Transcribe everything in the data word for word. Pictures are left out.

_ _ _ _

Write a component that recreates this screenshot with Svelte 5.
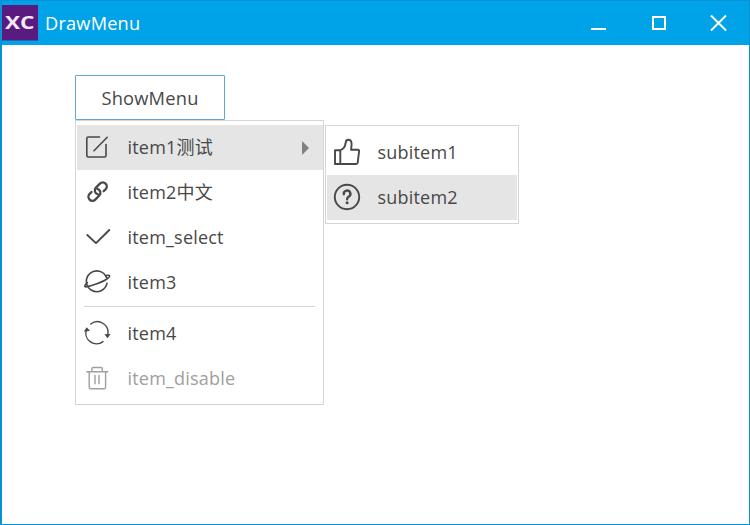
<script>
  const items = [
    { icon: 'edit', label: 'item1测试', active: true, arrow: true },
    { icon: 'link', label: 'item2中文' },
    { icon: 'check', label: 'item_select' },
    { icon: 'planet', label: 'item3' },
    { separator: true },
    { icon: 'refresh', label: 'item4' },
    { icon: 'trash', label: 'item_disable', disabled: true }
  ];
  const subitems = [
    { icon: 'thumb', label: 'subitem1' },
    { icon: 'help', label: 'subitem2', active: true }
  ];
</script>

{#snippet icon(name)}
  <svg class="icon" viewBox="0 0 28 29" width="28" height="29">
    {#if name === 'edit'}
      <path d="M16.5 4H5.2Q3.8 4 3.8 5.4V22.6Q3.8 24 5.2 24H21.6Q23 24 23 22.6V11.5M11 17.8L24.2 4.3" />
    {:else if name === 'link'}
      <g transform="translate(14.6 13.6) rotate(-45)" stroke-width="2.3">
        <path d="M-4.6 -4H-7.3A4 4 0 0 0 -7.3 4H-1.6A4 4 0 0 0 1.7 -2.2" />
        <path d="M4.6 4H7.3A4 4 0 0 0 7.3 -4H1.6A4 4 0 0 0 -1.7 2.2" />
      </g>
    {:else if name === 'check'}
      <path d="M4.3 12L13 20.1L26.3 7" stroke-width="1.9" />
    {:else if name === 'planet'}
      <path d="M24 15.2A10.4 10.4 0 1 1 23.5 9.6" />
      <path d="M4.2 14.6C1.8 16.8 1 18.7 2.6 18.9C8 18.2 20 14 24.6 10.5C27.6 8.2 27.6 6.7 22.6 7.6" />
    {:else if name === 'refresh'}
      <path d="M7.8 5A10.6 10.6 0 0 1 24.6 16M20 22.6A10.6 10.6 0 0 1 3.4 11" stroke-width="1.4" />
      <path d="M.8 12.4L3.8 8.2L7 12ZM21.4 15.3L27.4 15L24.6 19.2Z" class="solid" />
    {:else if name === 'trash'}
      <path d="M3.8 7.7H24.8M8.9 7.5V4.8Q8.9 3.5 10.2 3.5H18Q19.3 3.5 19.3 4.8V7.5M6.2 8V23.3Q6.2 24.7 7.6 24.7H21.2Q22.6 24.7 22.6 23.3V8M12 11.5V19.7M16 11.5V19.7" stroke-width="1.4" />
    {:else if name === 'thumb'}
      <path d="M2 12.2H7.1C10.4 11.4 12.2 9 12.6 5.2C12.7 2.8 13.4 1.7 15.2 1.7C17.6 1.7 18.6 3.3 18.6 6L18.1 11.8H24.9Q26.3 11.8 26.1 13.2L24.7 24.7Q24.5 26 23.2 26H2ZM7.3 12.2V26" stroke-width="1.9" />
    {:else if name === 'help'}
      <circle cx="14" cy="14" r="12.2" stroke-width="1.9" />
      <path d="M10.8 11.2A3.3 3.3 0 1 1 15.6 13.8Q14.1 14.6 14.1 16.2" stroke-width="2.4" />
      <circle cx="14.1" cy="19.8" r="1.5" class="solid" />
    {/if}
  </svg>
{/snippet}

{#snippet row(item)}
  {#if item.separator}
    <div class="separator"></div>
  {:else}
    <div class="row" class:active={item.active} class:disabled={item.disabled}>
      {@render icon(item.icon)}
      <span class="label">{item.label}</span>
      {#if item.arrow}<span class="arrow"></span>{/if}
    </div>
  {/if}
{/snippet}

<div class="window">
  <header>
    <svg class="logo" width="36" height="36" viewBox="0 0 36 36">
      <rect width="36" height="35.5" fill="#5a1b80" />
      <text x="3" y="24" textLength="29.5" lengthAdjust="spacingAndGlyphs">XC</text>
    </svg>
    <h1>DrawMenu</h1>
    <svg class="controls" width="140" height="24" viewBox="0 0 140 24">
      <path d="M1 18H16M63 6H75V18H63Z" />
      <path d="M121 4.5L136 19.5M136 4.5L121 19.5" />
    </svg>
  </header>
  <main>
    <button>ShowMenu</button>
    <div class="menus">
      <div class="menu">
        {#each items as item}{@render row(item)}{/each}
      </div>
      <div class="menu sub">
        {#each subitems as item}{@render row(item)}{/each}
      </div>
    </div>
  </main>
</div>

<style>
  .window {
    box-sizing: border-box;
    width: 750px;
    height: 525px;
    border: solid #0792d5;
    border-width: 1px 1px 1px 2px;
    background: #fff;
    color: #484848;
    font: 18px/24px 'Open Sans', 'Noto Sans CJK SC', sans-serif;
    letter-spacing: 0.2px;
    overflow: hidden;
  }
  header {
    display: flex;
    align-items: center;
    height: 44px;
    background: #00a2e8;
  }
  .logo text {
    font: bold 18px 'Open Sans', sans-serif;
    letter-spacing: 0;
    fill: #f4eaf6;
  }
  h1 {
    margin: 0 auto 0 7px;
    color: #fff;
    font: inherit;
    font-size: 18.2px;
  }
  .controls {
    margin-right: 19px;
    margin-top: -1px;
    fill: none;
    stroke: #fff;
    stroke-width: 2;
  }
  main { padding: 30px 0 0 73px; }
  button {
    display: block;
    width: 150px;
    height: 45px;
    padding: 0;
    border: 1px solid #5ba7d8;
    border-radius: 1px;
    background: #fff;
    color: inherit;
    font: inherit;
    font-size: 18.3px;
    letter-spacing: inherit;
  }
  .menus {
    display: flex;
    align-items: flex-start;
    gap: 1px;
  }
  .menu {
    box-sizing: border-box;
    width: 249px;
    height: 285px;
    padding: 4px 0 0 1px;
    border: 1px solid #d5d5d5;
    background: #fff;
  }
  .sub {
    width: 194px;
    height: 99px;
    margin-top: 5px;
    padding-right: 1px;
  }
  .row {
    display: flex;
    align-items: center;
    height: 45px;
    padding-left: 6px;
  }
  .active { background: #e5e5e5; }
  .disabled { color: #a0a0a0; }
  .icon {
    flex: none;
    fill: none;
    stroke: currentColor;
    stroke-width: 1.6;
    stroke-linecap: round;
    stroke-linejoin: round;
  }
  .icon .solid {
    fill: currentColor;
    stroke: none;
  }
  .label {
    margin: 0 0 2px 16.5px;
    white-space: nowrap;
  }
  .arrow {
    margin: 0 14px 0 auto;
    border: solid transparent;
    border-width: 7px 0 7px 7px;
    border-left-color: #808080;
  }
  .separator {
    height: 6px;
    margin: 0 8px 0 7px;
    background: linear-gradient(#d5d5d5, #d5d5d5) 0 1px / 100% 1px no-repeat;
  }
</style>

_ _ _ _

▶ **Answer to this exercise**
Write a component that recreates this screenshot with Svelte 5.
<script>
  const items = [
    { icon: 'edit', label: 'item1测试', active: true, arrow: true },
    { icon: 'link', label: 'item2中文' },
    { icon: 'check', label: 'item_select' },
    { icon: 'planet', label: 'item3' },
    { separator: true },
    { icon: 'refresh', label: 'item4' },
    { icon: 'trash', label: 'item_disable', disabled: true }
  ];
  const subitems = [
    { icon: 'thumb', label: 'subitem1' },
    { icon: 'help', label: 'subitem2', active: true }
  ];
</script>

{#snippet icon(name)}
  <svg class="icon" viewBox="0 0 28 29" width="28" height="29">
    {#if name === 'edit'}
      <path d="M16.5 4H5.2Q3.8 4 3.8 5.4V22.6Q3.8 24 5.2 24H21.6Q23 24 23 22.6V11.5M11 17.8L24.2 4.3" />
    {:else if name === 'link'}
      <g transform="translate(14.6 13.6) rotate(-45)" stroke-width="2.3">
        <path d="M-4.6 -4H-7.3A4 4 0 0 0 -7.3 4H-1.6A4 4 0 0 0 1.7 -2.2" />
        <path d="M4.6 4H7.3A4 4 0 0 0 7.3 -4H1.6A4 4 0 0 0 -1.7 2.2" />
      </g>
    {:else if name === 'check'}
      <path d="M4.3 12L13 20.1L26.3 7" stroke-width="1.9" />
    {:else if name === 'planet'}
      <path d="M24 15.2A10.4 10.4 0 1 1 23.5 9.6" />
      <path d="M4.2 14.6C1.8 16.8 1 18.7 2.6 18.9C8 18.2 20 14 24.6 10.5C27.6 8.2 27.6 6.7 22.6 7.6" />
    {:else if name === 'refresh'}
      <path d="M7.8 5A10.6 10.6 0 0 1 24.6 16M20 22.6A10.6 10.6 0 0 1 3.4 11" stroke-width="1.4" />
      <path d="M.8 12.4L3.8 8.2L7 12ZM21.4 15.3L27.4 15L24.6 19.2Z" class="solid" />
    {:else if name === 'trash'}
      <path d="M3.8 7.7H24.8M8.9 7.5V4.8Q8.9 3.5 10.2 3.5H18Q19.3 3.5 19.3 4.8V7.5M6.2 8V23.3Q6.2 24.7 7.6 24.7H21.2Q22.6 24.7 22.6 23.3V8M12 11.5V19.7M16 11.5V19.7" stroke-width="1.4" />
    {:else if name === 'thumb'}
      <path d="M2 12.2H7.1C10.4 11.4 12.2 9 12.6 5.2C12.7 2.8 13.4 1.7 15.2 1.7C17.6 1.7 18.6 3.3 18.6 6L18.1 11.8H24.9Q26.3 11.8 26.1 13.2L24.7 24.7Q24.5 26 23.2 26H2ZM7.3 12.2V26" stroke-width="1.9" />
    {:else if name === 'help'}
      <circle cx="14" cy="14" r="12.2" stroke-width="1.9" />
      <path d="M10.8 11.2A3.3 3.3 0 1 1 15.6 13.8Q14.1 14.6 14.1 16.2" stroke-width="2.4" />
      <circle cx="14.1" cy="19.8" r="1.5" class="solid" />
    {/if}
  </svg>
{/snippet}

{#snippet row(item)}
  {#if item.separator}
    <div class="separator"></div>
  {:else}
    <div class="row" class:active={item.active} class:disabled={item.disabled}>
      {@render icon(item.icon)}
      <span class="label">{item.label}</span>
      {#if item.arrow}<span class="arrow"></span>{/if}
    </div>
  {/if}
{/snippet}

<div class="window">
  <header>
    <svg class="logo" width="36" height="36" viewBox="0 0 36 36">
      <rect width="36" height="35.5" fill="#5a1b80" />
      <text x="3" y="24" textLength="29.5" lengthAdjust="spacingAndGlyphs">XC</text>
    </svg>
    <h1>DrawMenu</h1>
    <svg class="controls" width="140" height="24" viewBox="0 0 140 24">
      <path d="M1 18H16M63 6H75V18H63Z" />
      <path d="M121 4.5L136 19.5M136 4.5L121 19.5" />
    </svg>
  </header>
  <main>
    <button>ShowMenu</button>
    <div class="menus">
      <div class="menu">
        {#each items as item}{@render row(item)}{/each}
      </div>
      <div class="menu sub">
        {#each subitems as item}{@render row(item)}{/each}
      </div>
    </div>
  </main>
</div>

<style>
  .window {
    box-sizing: border-box;
    width: 750px;
    height: 525px;
    border: solid #0792d5;
    border-width: 1px 1px 1px 2px;
    background: #fff;
    color: #484848;
    font: 18px/24px 'Open Sans', 'Noto Sans CJK SC', sans-serif;
    letter-spacing: 0.2px;
    overflow: hidden;
  }
  header {
    display: flex;
    align-items: center;
    height: 44px;
    background: #00a2e8;
  }
  .logo text {
    font: bold 18px 'Open Sans', sans-serif;
    letter-spacing: 0;
    fill: #f4eaf6;
  }
  h1 {
    margin: 0 auto 0 7px;
    color: #fff;
    font: inherit;
    font-size: 18.2px;
  }
  .controls {
    margin-right: 19px;
    margin-top: -1px;
    fill: none;
    stroke: #fff;
    stroke-width: 2;
  }
  main { padding: 30px 0 0 73px; }
  button {
    display: block;
    width: 150px;
    height: 45px;
    padding: 0;
    border: 1px solid #5ba7d8;
    border-radius: 1px;
    background: #fff;
    color: inherit;
    font: inherit;
    font-size: 18.3px;
    letter-spacing: inherit;
  }
  .menus {
    display: flex;
    align-items: flex-start;
    gap: 1px;
  }
  .menu {
    box-sizing: border-box;
    width: 249px;
    height: 285px;
    padding: 4px 0 0 1px;
    border: 1px solid #d5d5d5;
    background: #fff;
  }
  .sub {
    width: 194px;
    height: 99px;
    margin-top: 5px;
    padding-right: 1px;
  }
  .row {
    display: flex;
    align-items: center;
    height: 45px;
    padding-left: 6px;
  }
  .active { background: #e5e5e5; }
  .disabled { color: #a0a0a0; }
  .icon {
    flex: none;
    fill: none;
    stroke: currentColor;
    stroke-width: 1.6;
    stroke-linecap: round;
    stroke-linejoin: round;
  }
  .icon .solid {
    fill: currentColor;
    stroke: none;
  }
  .label {
    margin: 0 0 2px 16.5px;
    white-space: nowrap;
  }
  .arrow {
    margin: 0 14px 0 auto;
    border: solid transparent;
    border-width: 7px 0 7px 7px;
    border-left-color: #808080;
  }
  .separator {
    height: 6px;
    margin: 0 8px 0 7px;
    background: linear-gradient(#d5d5d5, #d5d5d5) 0 1px / 100% 1px no-repeat;
  }
</style>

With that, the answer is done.